2. Optimize Query Execution Plans
Rewrite queries to minimize data motion, prefer broadcast joins for small tables, and apply partitioning strategies where appropriate.
3. Rebalance Data
Use gpexpand or CTAS (Create Table As Select) to redistribute heavily skewed tables efficiently.
4. Configure Resource Queues Properly
Adjust memory limits, active statement counts, and priority settings to prevent congestion under high concurrency.
ALTER RESOURCE QUEUE analytics_queue WITH (ACTIVE_STATEMENTS=10, MEMORY_LIMIT='5GB');
5. Monitor and Auto-Heal Segment Failures
Configure fault tolerance settings and auto-rebalance segments upon recovery to maintain cluster resilience.

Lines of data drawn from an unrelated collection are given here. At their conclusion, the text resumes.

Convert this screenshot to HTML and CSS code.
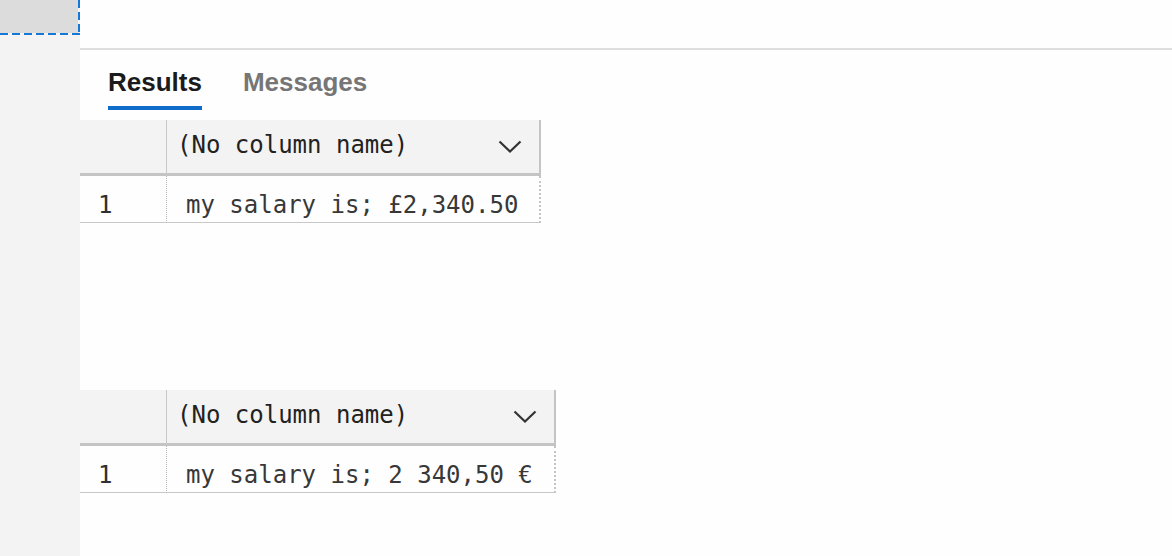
FILE: index.html
```html
<!DOCTYPE html>
<html lang="en">
<head>
<meta charset="utf-8">
<title>Results</title>
<link rel="stylesheet" href="styles.css">
</head>
<body>
<div class="sidebar">
  <div class="sel"></div>
</div>
<div class="main">
  <div class="topbar"></div>
  <div class="tabs">
    <div class="tab active">Results</div>
    <div class="tab">Messages</div>
  </div>
  <div class="grid first">
    <div class="hcell rowhead"></div>
    <div class="hcell colhead">
      <span>(No column name)</span>
      <svg class="chev" width="24" height="13" viewBox="0 0 24 13"><polyline points="1.5,1.5 12,11.5 22.5,1.5" fill="none" stroke="#333" stroke-width="2.2"/></svg>
    </div>
    <div class="dcell rownum">1</div>
    <div class="dcell val">my salary is; £2,340.50</div>
  </div>
  <div class="grid second">
    <div class="hcell rowhead"></div>
    <div class="hcell colhead">
      <span>(No column name)</span>
      <svg class="chev" width="24" height="13" viewBox="0 0 24 13"><polyline points="1.5,1.5 12,11.5 22.5,1.5" fill="none" stroke="#333" stroke-width="2.2"/></svg>
    </div>
    <div class="dcell rownum">1</div>
    <div class="dcell val">my salary is; 2 340,50 €</div>
  </div>
</div>
</body>
</html>
```
FILE: styles.css
```css
html, body {
  margin: 0;
  padding: 0;
  height: 100%;
}
body {
  display: flex;
  width: 1172px;
  height: 556px;
  overflow: hidden;
  background: #fefefe;
  font-family: "Liberation Sans", Arial, sans-serif;
}
.sidebar {
  width: 80px;
  flex: none;
  background: #f3f3f3;
}
.sel {
  width: 80px;
  height: 35px;
  background:
    repeating-linear-gradient(to right, #1478d4 0 8px, transparent 8px 12px) left bottom / 80px 2px no-repeat,
    repeating-linear-gradient(to bottom, #1478d4 0 8px, transparent 8px 12px) right top / 2px 35px no-repeat,
    linear-gradient(#dcdcdc, #dcdcdc) left top / 78px 33px no-repeat,
    #f3f3f3;
}
.main {
  flex: 1;
  display: flex;
  flex-direction: column;
  align-items: flex-start;
}
.topbar {
  align-self: stretch;
  height: 48px;
  border-bottom: 2px solid #dedede;
}
.tabs {
  display: flex;
  gap: 41px;
  padding-left: 28px;
  margin-top: 17px;
}
.tab {
  font-size: 26px;
  font-weight: 700;
  line-height: 30px;
  color: #767676;
  padding-bottom: 9px;
  border-bottom: 4px solid transparent;
}
.tab.active {
  color: #1b1b1b;
  border-bottom-color: #0f6cc8;
}
.grid {
  display: grid;
  grid-template-columns: 87px auto;
  font-family: "DejaVu Sans Mono", "Liberation Mono", monospace;
  font-size: 24px;
  color: #2f2f2f;
}
.grid.first {
  margin-top: 10px;
}
.grid.second {
  margin-top: 167px;
}
.hcell {
  background: #f3f3f3;
  height: 53px;
  border-bottom: 3px solid #c4c4c4;
  box-sizing: content-box;
}
.rowhead {
  border-right: 1px solid #c8c8c8;
}
.colhead {
  display: flex;
  align-items: center;
  justify-content: space-between;
  padding: 0 17px 4px 10px;
  height: 49px;
  border-right: 2px solid #c4c4c4;
  color: #222;
}
.chev {
  margin-top: 4px;
}
.dcell {
  height: 34px;
  line-height: 34px;
  padding-top: 12px;
  border-bottom: 1px solid #c8c8c8;
  white-space: pre;
}
.rownum {
  padding-left: 18px;
  border-right: 1px dotted #b4b4b4;
}
.val {
  padding-left: 19px;
  padding-right: 21px;
  border-right: 2px dotted #c4c4c4;
  color: #383838;
}
```
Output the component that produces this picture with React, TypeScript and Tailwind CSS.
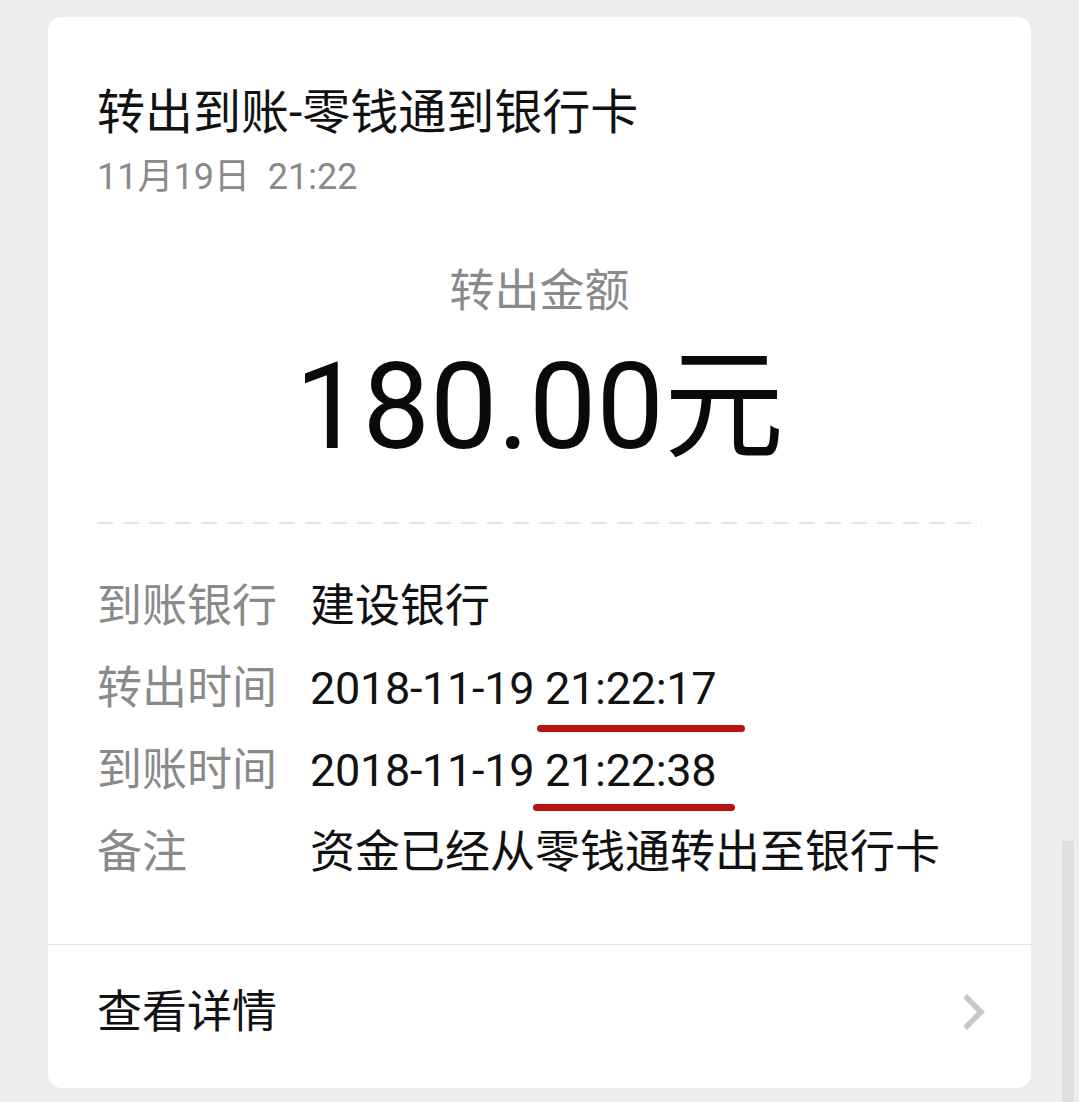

Best Practices for Long-Term Stability
- Regularly monitor system health using gp_toolkit and system views
- Design tables with appropriate distribution and partitioning
- Schedule periodic analyze and vacuum operations to maintain optimizer statistics
- Implement workload management with proper resource queue tuning
- Use gpperfmon or third-party tools to profile and optimize cluster performance continuously
Conclusion
Troubleshooting Greenplum deployments involves structured analysis of query execution plans, data distribution patterns, resource usage, and segment health. By optimizing distribution keys, tuning resource queues, balancing data loads, and proactively monitoring cluster operations, teams can ensure efficient, resilient, and high-performing analytics environments with Greenplum.
FAQs
1. Why is my Greenplum query running slowly?
Common causes include inefficient join strategies, data motion bottlenecks, or data skew across segments. Use EXPLAIN ANALYZE to optimize queries.
2. How do I detect and fix data skew?
Analyze row distributions per segment and redistribute tables using better distribution keys or CTAS methods to rebalance data.
3. What causes Greenplum segment failures?
Hardware faults, network issues, or excessive memory usage can cause segment failures. Monitor segment logs and system metrics proactively.
4. How can I prevent transaction deadlocks?
Access tables in a consistent order across transactions and keep transactions short to minimize lock contention.
5. Is Greenplum suitable for real-time analytics?
Greenplum excels at batch and near-real-time analytics but may require careful tuning of resource queues and partitioning strategies for strict real-time requirements.